Indie Book Advertising: An Initial Analysis

As part of my ongoing examination into my promotional efforts for “Sleeping Beauty” here’s another blog on my sales results.

After my last free event with KDP Select, I engaged in layered advertising — the idea is to run some ads in conjunction with other promotions to maximize momentum. I ran three separate campaigns.

  • WLC Book Buzz: On October 4, the day after my free event, I was a featured sponsor on the World Literary Cafe’s website. Not only was “Sleeping Beauty” featured on the site with a 1500-word excerpt, WLC marshalled an army of volunteers to tweet the daylights out of the book. “Sleeping Beauty” was being tweeted hourly for 23 hours.
  • Digital Book Today Silver Sponsorship Package: I purchased a two-week ad campaign on wherein the cover of the book was featured on DBT’s website, and they tweeted it once a day. This campaign ran from October 3 (second day of the giveaway) to October 17.
  • The Kindle Book Review HOT Title of the Day: On October 9, “Sleeping Beauty” was featured as “Today’s HOT Title” (it had to average a four stars in reviews on Amazon to qualify). In addition to the feature on KBR’s website, I bought a package that got it tweeted. Tweets were sent by KBR and its owner, Amazon besting author, Jeff Bennington on a daily basis (and continue through the end of this month).

This is easily the most amount of promotion I’ve done for anything I’ve published in my very short career as an indie author. So what sort of returns did I get? At least in terms of hard numbers, not much.

The last free event saw me give away 128 copies of “Sleeping Beauty” in the US, and 17 in the UK. Since it ended, I’ve sold six copies in the US, and one in the UK. I gave away two copies in Germany but have garnered no additional sales there. France, Italy, and Spain were total washouts on giveaways and sales.

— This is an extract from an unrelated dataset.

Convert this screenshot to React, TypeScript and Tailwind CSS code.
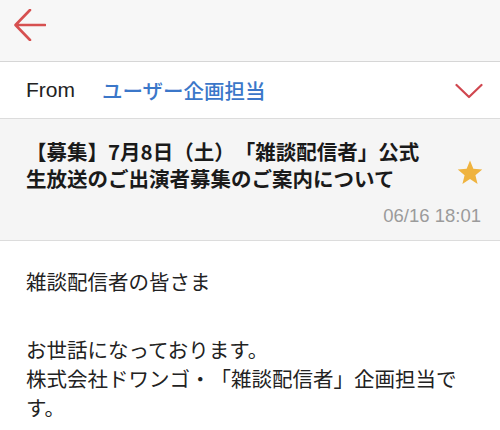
const jp = "font-['Noto_Sans_CJK_JP',sans-serif] [text-spacing-trim:space-all]";

const BackArrow = () => (
  <svg width="32" height="32" viewBox="0 0 32 32" fill="none">
    <path
      d="M31 16H2M16 1L1.5 16L16 31"
      stroke="#d65050"
      strokeWidth="2.6"
      strokeLinecap="round"
      strokeLinejoin="round"
    />
  </svg>
);

const ChevronDown = () => (
  <svg width="28" height="16" viewBox="0 0 28 16" fill="none">
    <path
      d="M1.5 2L14 14L26.5 2"
      stroke="#d0474f"
      strokeWidth="2.2"
      strokeLinecap="round"
      strokeLinejoin="round"
    />
  </svg>
);

const Star = () => (
  <svg width="26" height="25" viewBox="0 0 24 23">
    <path
      d="M12 0.5L15.1 8.1L23.3 8.7L17 14L19 22L12 17.6L5 22L7 14L0.7 8.7L8.9 8.1Z"
      fill="#efb33f"
    />
  </svg>
);

export default function App() {
  return (
    <div className="w-[500px] h-[430px] overflow-hidden bg-white text-[#1f1f1f]">
      {/* top bar */}
      <div className="h-[62px] bg-[#f7f7f7] border-b border-[#d6d6d6] flex items-start pl-[14px] pt-[9px]">
        <BackArrow />
      </div>

      {/* from row */}
      <div className="h-[57px] border-b border-[#dcdcdc] flex items-center pl-[26px] pr-[17px]">
        <span className="font-['Liberation_Sans',sans-serif] text-[21px] text-[#222]">From</span>
        <span className={`${jp} ml-[27px] text-[20.5px] font-medium text-[#3b77c9]`}>
          ユーザー企画担当
        </span>
        <div className="ml-auto pt-[2px]">
          <ChevronDown />
        </div>
      </div>

      {/* subject */}
      <div className="h-[122px] bg-[#f5f5f5] border-b border-[#dcdcdc] pl-[26px] pr-[17px] pt-[19px] flex flex-col">
        <div className="flex">
          <h1 className={`${jp} flex-1 text-[20.5px] leading-[26.5px] font-bold text-[#1a1a1a]`}>
            【募集】7月8日（土）「雑談配信者」公式
            <br />
            生放送のご出演者募集のご案内について
          </h1>
          <div className="mt-[22px]">
            <Star />
          </div>
        </div>
        <div className="mt-[14px] text-right font-['Liberation_Sans',sans-serif] text-[18.5px] leading-[21px] text-[#9b9b9b] pr-[2px]">
          06/16 18:01
        </div>
      </div>

      {/* body */}
      <div className={`${jp} px-[26px] pt-[26px] text-[20.5px] leading-[29px] text-[#222]`}>
        <p>雑談配信者の皆さま</p>
        <p className="mt-[39px]">
          お世話になっております。
          <br />
          株式会社ドワンゴ・「雑談配信者」企画担当です。
        </p>
      </div>
    </div>
  );
}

At first, the sales in the US were worth monitoring. I was getting about one a day, so it was fun to update my sales reports to see if anything had happened. But it’s been a couple days without a sale now, so I’m thinking the momentum, such as it was, it pretty much over. I do know that at least one sale was directly due to my promotional efforts. One person retweeted Jeff Bennington with the comment that the story sounded great and then announced she’d purchased it. Beyond that, though, I don’t know whether buyers came to the book through my network (I’ve been tweeting it too), or whether it was a result of my reaching new people through advertising.

So far as intangible results are concerned, there are some measureable benefits. First is the extension of my brand. Between the enormous number of tweets sent out by the volunteers at the WLC and those sent to the large network of followers by Bennington and DBT, a lot more people saw an ad for “Sleeping Beauty” by John Phythyon than ever had. In terms of raising top-of-mind awareness for my brand, the advertising definitely helped.

I also earned two more four-star reviews on Amazon. Both were very complimentary and spoke not just to their enjoyment of the story but of its technical excellence (editing, story construction, voice, and cover). That will help sell some books down the road.

I also sold a copy of State of Grace on Smashwords. I have no idea if that is related to this promotion at all. There is a teaser sample of State of Grace in “Sleeping Beauty,” but you would think if that sold a copy of the novel, the sale would have occurred on Amazon. It’s possible, I suppose the buyer found my website through the advertising I’ve been doing and then made the purchase at Smashwords.

Analyzing all this data is difficult. I remain, a new and largely unknown author. It is hard to know what I should be expecting in terms of sales, even after advertising. One also gets the sense that the market is shifting. Has the size of the potential pie shrunk? I don’t know.

As the son of a scientist, I know that you cannot conduct an experiment one time and reach conclusive results. I am certain I will advertise again. I haven’t explored Facebook advertising yet, and, with Once Upon A Time airing again on ABC, there is a lot of potential crossover there. Moreover, the advertising that I didn’t wasn’t terribly expensive. The most expensive campaign was $50.

However, the return in the investment this time is dubious. Hopefully, I am laying a foundation for future success and not just throwing money away. I’ll blog on this again in the future, when I have more information.